In response to the supply glut and weak prices, the Organization of the Petroleum Exporting Countries and a group of non-cartel producers led by Russia agreed to cut production until the end of March 2018. The move has helped reduce the supply glut, providing a floor under the oil prices that have rebounded firmly from their 2016 lows in the mid-$20s.

However, the production cuts and three-year period of sluggish prices have discouraged investments in the industry. That could make it difficult for the sector to keep up with rising energy demand as the world economy continues to accelerate, according to Dwane.

“Global demand remains resilient at 97 million barrels a day, but oil fields are being steadily depleted. Oil producers collectively need to add about 7-8 million barrels a day in new production to keep up with demand growth and production declines, but that is difficult to do with prices so low,” he said.

A boom in U.S. shale production was one of the key reasons prices came crashing down in the summer of 2014. The producers were significantly hurt by the initial price slump, but have since slashed their costs and started to pump oil at strong rates again.

At the Oil & Money conference in London last week, delegates were particularly upbeat on the outlook for U.S. production in coming years, with several industry players noting that a second peak in shale output is coming.

However, the analysts in Wednesday’s oil notes had a more downbeat take on the outlook for U.S. shale next year. Dwane said the U.S. shale boom looks unsustainable and companies could find it increasingly challenging to stay in business.

At Jefferies, oil analysts led by Jason Gammel warned U.S. oil growth could disappoint next year and partly remove one of the factors that’s keeping a lid on prices.

“While the U.S. is out-punching on growth this year, [Jefferies’] bottoms up forecast suggests that the U.S. could under-deliver on oil growth in 2018,” they said in a report.

“We believe that the backwardation in the Brent futures strip supports our thesis that the market is currently undersupplied, and if the OPEC/non-OPEC cuts are extended through the end of 2018 then we estimate the oil market will remain in modest under-supply until 2019,” they added. Backwardation refers to a situation in which prices for oil for delivery in the near future are higher than those for later deliveries.

Jefferies expect WTI to rise to $55 a barrel by the end of 2018, while Brent is expected to climb to $58.

The team at RBC Capital Markets in a note titled “Escape from Purgatory” lifted its crude oil forecast for 2018 to $51 a barrel, from $50 previously, and increased its Brent outlook to $55 from $53.19. The analysts kept their long-term targets unchanged at $65 and $69 for crude and Brent, respectively.

However, unlike the analysts at Jefferies and Allianz, the RBC strategists don’t see U.S. production disappointing in the near future.
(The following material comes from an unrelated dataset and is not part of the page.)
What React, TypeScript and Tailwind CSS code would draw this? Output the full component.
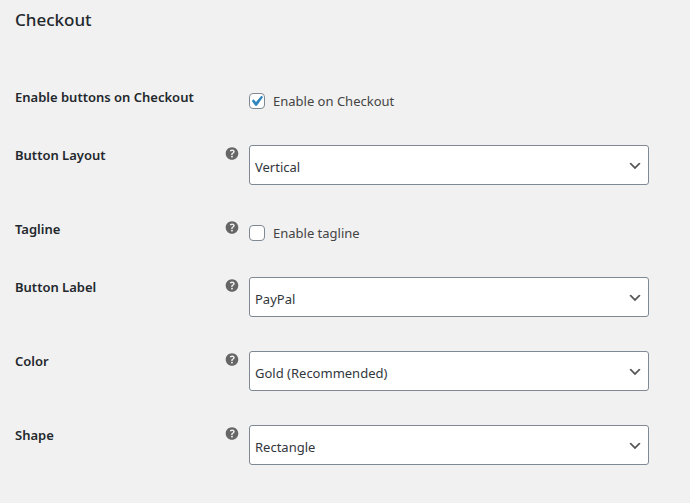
import { ReactNode, useState } from "react";

type SelectField = {
  id: string;
  label: string;
  options: string[];
};

function HelpIcon() {
  return (
    <svg viewBox="0 0 20 20" className="h-[18px] w-[18px] shrink-0 fill-[#666]" role="img" aria-label="Help">
      <path d="M17 9.5c0-3.87-3.14-7-7-7-3.87 0-7 3.13-7 7s3.13 7 7 7c3.86 0 7-3.13 7-7zm-6.3 1.48H9.14v-.43c0-.38.08-.7.24-.98s.46-.57.88-.89c.41-.29.68-.53.81-.71.14-.18.2-.39.2-.62 0-.25-.09-.44-.28-.58-.19-.13-.45-.19-.79-.19-.58 0-1.25.19-2 .57l-.64-1.28c.87-.49 1.8-.74 2.77-.74.81 0 1.45.2 1.92.58.48.39.71.91.71 1.55 0 .43-.09.8-.29 1.11-.19.32-.57.67-1.11 1.06-.38.28-.61.49-.71.63-.1.15-.15.34-.15.57v.35zm-1.47 2.74c-.18-.17-.27-.42-.27-.73 0-.33.08-.58.26-.75s.43-.25.77-.25c.32 0 .57.09.75.26s.27.42.27.74c0 .3-.09.55-.27.72-.18.18-.43.27-.75.27-.33 0-.58-.09-.76-.26z" />
    </svg>
  );
}

function Row({ id, label, help, children }: { id: string; label: string; help?: boolean; children: ReactNode }) {
  return (
    <div className="flex gap-2 pt-[19px] pb-[15px]">
      <div className="flex w-[226px] shrink-0 items-start justify-between">
        <label htmlFor={id} className="text-[13px] leading-5 font-semibold text-[#23282d]">
          {label}
        </label>
        {help && <HelpIcon />}
      </div>
      <div className="min-w-0 flex-1">{children}</div>
    </div>
  );
}

function CheckboxRow({ id, label, text, help, initial }: { id: string; label: string; text: string; help?: boolean; initial: boolean }) {
  const [checked, setChecked] = useState(initial);

  return (
    <Row id={id} label={label} help={help}>
      <label className="flex w-fit items-center gap-2 pt-1 text-[13px] leading-5 text-[#444]">
        <span className="relative h-4 w-4">
          <input
            id={id}
            type="checkbox"
            checked={checked}
            onChange={(e) => setChecked(e.target.checked)}
            className="block h-4 w-4 appearance-none rounded-[4px] border border-[#7e8993] bg-white"
          />
          {checked && (
            <svg viewBox="0 0 16 16" className="pointer-events-none absolute inset-0 h-4 w-4 fill-[#2f86bd]">
              <path d="M12.3 2.7l1.8 1.2-6.2 8.9H6.3L2.8 8l1.8-1.7 2.4 2.6z" />
            </svg>
          )}
        </span>
        {text}
      </label>
    </Row>
  );
}

function SelectRow({ id, label, options }: SelectField) {
  return (
    <Row id={id} label={label} help>
      <div className="relative max-w-[400px]">
        <select
          id={id}
          className="block h-10 w-full appearance-none rounded-[3px] border border-[#7e8993] bg-white pt-1.5 pr-6 pl-[5px] text-[13px] text-[#32373c]"
        >
          {options.map((option) => (
            <option key={option}>{option}</option>
          ))}
        </select>
        <svg viewBox="0 0 20 20" className="pointer-events-none absolute top-[13px] right-[6px] h-4 w-4 fill-[#555]">
          <path d="M5 6l5 5 5-5 2 1-7 7-7-7 2-1z" />
        </svg>
      </div>
    </Row>
  );
}

export default function App() {
  return (
    <main className="min-h-screen bg-[#f1f1f1] px-[15px] pt-2 pb-5 font-['Noto_Sans','Open_Sans',sans-serif]">
      <h2 className="text-[17px] leading-6 font-medium text-[#23282d]">Checkout</h2>
      <form className="pt-9">
        <CheckboxRow id="enable" label="Enable buttons on Checkout" text="Enable on Checkout" initial />
        <SelectRow id="layout" label="Button Layout" options={["Vertical", "Horizontal"]} />
        <CheckboxRow id="tagline" label="Tagline" text="Enable tagline" help initial={false} />
        <SelectRow id="button-label" label="Button Label" options={["PayPal", "Checkout", "Buy Now", "Pay"]} />
        <SelectRow id="color" label="Color" options={["Gold (Recommended)", "Blue", "Silver", "Black"]} />
        <SelectRow id="shape" label="Shape" options={["Rectangle", "Pill"]} />
      </form>
    </main>
  );
}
In fact, they lifted their forecasts for total U.S. output growth — including non-shale — for 2018’s fourth quarter to 870,000 barrels a day from 850,000 previously and bumped up the 2019 forecast to 810,000 from 756,000.

“On the brighter side, we do not believe that WTI prices will be relegated to purgatory indefinitely. The same forces that brought us here—namely long-term oil price expectations—will likely rescue prices down the road,” RBC said.